The Egyptian foreign ministry has dictated the terminology that foreign journalists should use to describe "terrorism" in the country.

The document, reportedly handed out at a press conference, and circulated on social media said that terms that "tarnish the image of Islam as it falsely attaches the horrendous acts of these extremist groups to the Islamic faith" should be avoided.

These terms include "Islamists and Islamic groups", and "sheikhs, emirs and ulamas".

The foreign ministry also said that "ISIS, ISIL and Islamic State" should be avoided as this is a "nation which is built on the principles of the Islamic Shariah and abides by its juristic rulings".

Additionally, the term "jihadists" should not be used, as the definition of this is "one engaged in personal struggle and devotion to Islam, especially involving spiritual discipline."

The ministry said that among the terms that should be used to describe "terrorism" are "slayers, criminals, murderers, rebels, executioners, assassins, destroyers, killers and eradicators."

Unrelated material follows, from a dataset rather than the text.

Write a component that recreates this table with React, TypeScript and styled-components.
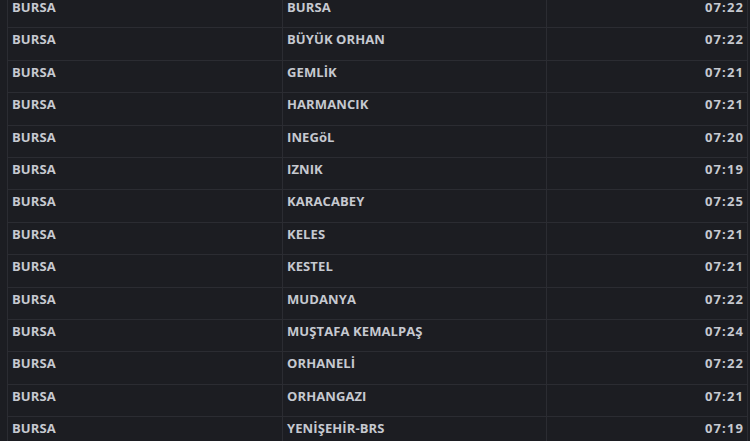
import React from 'react';
import styled, { createGlobalStyle } from 'styled-components';

const GlobalStyle = createGlobalStyle`
  html, body {
    margin: 0;
    padding: 0;
    background: #1c1d22;
    overflow: hidden;
  }
`;

const Page = styled.div`
  width: 750px;
  height: 441px;
  overflow: hidden;
  background: #1c1d22;
  padding-left: 7px;
  box-sizing: border-box;
`;

const Table = styled.div`
  width: 739px;
  margin-top: -4px;
  border-left: 1px solid #2b2c32;
  border-right: 1px solid #2b2c32;
`;

const Row = styled.div`
  display: grid;
  grid-template-columns: 275px 264px 1fr;
  height: 32.4px;
  box-sizing: border-box;
  border-bottom: 1px solid #2b2c32;
`;

const Cell = styled.div<{ $align?: 'left' | 'right'; $divider?: boolean }>`
  padding: 6px 4px 0 4px;
  font-family: 'Open Sans', 'Liberation Sans', sans-serif;
  font-weight: 700;
  font-size: 13px;
  line-height: 10px;
  letter-spacing: 0.1px;
  color: #c6c9d0;
  text-align: ${({ $align }) => $align || 'left'};
  border-right: ${({ $divider }) => ($divider ? '1px solid #2b2c32' : 'none')};
  white-space: nowrap;
`;

const Time = styled(Cell)`
  letter-spacing: 1.1px;
  padding-right: 3px;
`;

const rows: [string, string, string][] = [
  ['BURSA', 'BURSA', '07:22'],
  ['BURSA', 'BÜYÜK ORHAN', '07:22'],
  ['BURSA', 'GEMLİK', '07:21'],
  ['BURSA', 'HARMANCIK', '07:21'],
  ['BURSA', 'INEGöL', '07:20'],
  ['BURSA', 'IZNIK', '07:19'],
  ['BURSA', 'KARACABEY', '07:25'],
  ['BURSA', 'KELES', '07:21'],
  ['BURSA', 'KESTEL', '07:21'],
  ['BURSA', 'MUDANYA', '07:22'],
  ['BURSA', 'MUŞTAFA KEMALPAŞ', '07:24'],
  ['BURSA', 'ORHANELİ', '07:22'],
  ['BURSA', 'ORHANGAZI', '07:21'],
  ['BURSA', 'YENİŞEHİR-BRS', '07:19'],
];

export default function App() {
  return (
    <Page>
      <GlobalStyle />
      <Table>
        {rows.map(([city, district, time], i) => (
          <Row key={i}>
            <Cell $divider>{city}</Cell>
            <Cell $divider>{district}</Cell>
            <Time $align='right'>{time}</Time>
          </Row>
        ))}
      </Table>
    </Page>
  );
}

AFP reported on Sunday that legal action could be taken against journalists whose stories contradict official statements on attacks by militants, with a suggested minimum sentence of two years.

The new law is proposed in the wake of contradicting reports of death tolls during militant attacks on Sinai last week.  

Controversy surrounding the use of various terms for terrorism is not confined to Egypt, with the BBC last week rejecting a proposal backed by British members of Parliament to call the Islamic State by its Arab aconym of "daesh", as this term apparently risked giving the impression of siding with the movement's opponents.